What the task requires
Without the pictures, write out all the lines below exactly as they appear.

Supplied material
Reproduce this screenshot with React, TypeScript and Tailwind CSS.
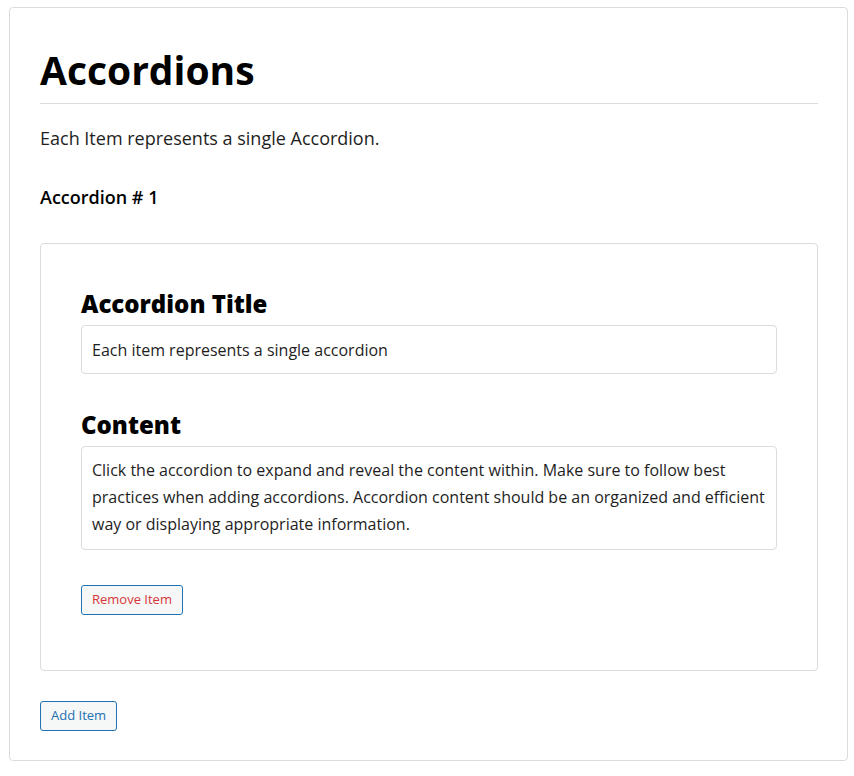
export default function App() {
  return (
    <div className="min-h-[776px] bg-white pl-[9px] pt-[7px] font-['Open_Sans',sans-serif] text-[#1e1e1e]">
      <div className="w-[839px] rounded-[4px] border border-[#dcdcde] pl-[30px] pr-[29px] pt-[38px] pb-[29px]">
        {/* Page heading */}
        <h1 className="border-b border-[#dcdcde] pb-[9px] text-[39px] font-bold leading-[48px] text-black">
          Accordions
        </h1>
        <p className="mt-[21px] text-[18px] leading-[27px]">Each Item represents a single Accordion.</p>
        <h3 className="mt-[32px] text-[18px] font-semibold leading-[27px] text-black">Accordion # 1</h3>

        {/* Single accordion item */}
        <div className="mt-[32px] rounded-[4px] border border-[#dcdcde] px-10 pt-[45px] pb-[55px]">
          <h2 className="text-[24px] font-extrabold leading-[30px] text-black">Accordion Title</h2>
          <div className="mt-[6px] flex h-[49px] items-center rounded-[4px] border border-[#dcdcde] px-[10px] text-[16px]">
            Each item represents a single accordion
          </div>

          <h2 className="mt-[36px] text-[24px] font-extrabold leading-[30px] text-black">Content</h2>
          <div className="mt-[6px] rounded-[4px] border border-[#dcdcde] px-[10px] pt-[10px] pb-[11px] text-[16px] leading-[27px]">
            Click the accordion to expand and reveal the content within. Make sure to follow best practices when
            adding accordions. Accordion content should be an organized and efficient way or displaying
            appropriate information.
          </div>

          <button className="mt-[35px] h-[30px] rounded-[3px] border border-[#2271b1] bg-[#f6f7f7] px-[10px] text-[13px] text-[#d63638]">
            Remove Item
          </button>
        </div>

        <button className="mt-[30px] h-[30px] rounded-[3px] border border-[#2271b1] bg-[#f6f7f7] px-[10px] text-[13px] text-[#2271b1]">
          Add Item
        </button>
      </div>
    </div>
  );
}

Completed exercise
Reproduce this screenshot with React, TypeScript and Tailwind CSS.
export default function App() {
  return (
    <div className="min-h-[776px] bg-white pl-[9px] pt-[7px] font-['Open_Sans',sans-serif] text-[#1e1e1e]">
      <div className="w-[839px] rounded-[4px] border border-[#dcdcde] pl-[30px] pr-[29px] pt-[38px] pb-[29px]">
        {/* Page heading */}
        <h1 className="border-b border-[#dcdcde] pb-[9px] text-[39px] font-bold leading-[48px] text-black">
          Accordions
        </h1>
        <p className="mt-[21px] text-[18px] leading-[27px]">Each Item represents a single Accordion.</p>
        <h3 className="mt-[32px] text-[18px] font-semibold leading-[27px] text-black">Accordion # 1</h3>

        {/* Single accordion item */}
        <div className="mt-[32px] rounded-[4px] border border-[#dcdcde] px-10 pt-[45px] pb-[55px]">
          <h2 className="text-[24px] font-extrabold leading-[30px] text-black">Accordion Title</h2>
          <div className="mt-[6px] flex h-[49px] items-center rounded-[4px] border border-[#dcdcde] px-[10px] text-[16px]">
            Each item represents a single accordion
          </div>

          <h2 className="mt-[36px] text-[24px] font-extrabold leading-[30px] text-black">Content</h2>
          <div className="mt-[6px] rounded-[4px] border border-[#dcdcde] px-[10px] pt-[10px] pb-[11px] text-[16px] leading-[27px]">
            Click the accordion to expand and reveal the content within. Make sure to follow best practices when
            adding accordions. Accordion content should be an organized and efficient way or displaying
            appropriate information.
          </div>

          <button className="mt-[35px] h-[30px] rounded-[3px] border border-[#2271b1] bg-[#f6f7f7] px-[10px] text-[13px] text-[#d63638]">
            Remove Item
          </button>
        </div>

        <button className="mt-[30px] h-[30px] rounded-[3px] border border-[#2271b1] bg-[#f6f7f7] px-[10px] text-[13px] text-[#2271b1]">
          Add Item
        </button>
      </div>
    </div>
  );
}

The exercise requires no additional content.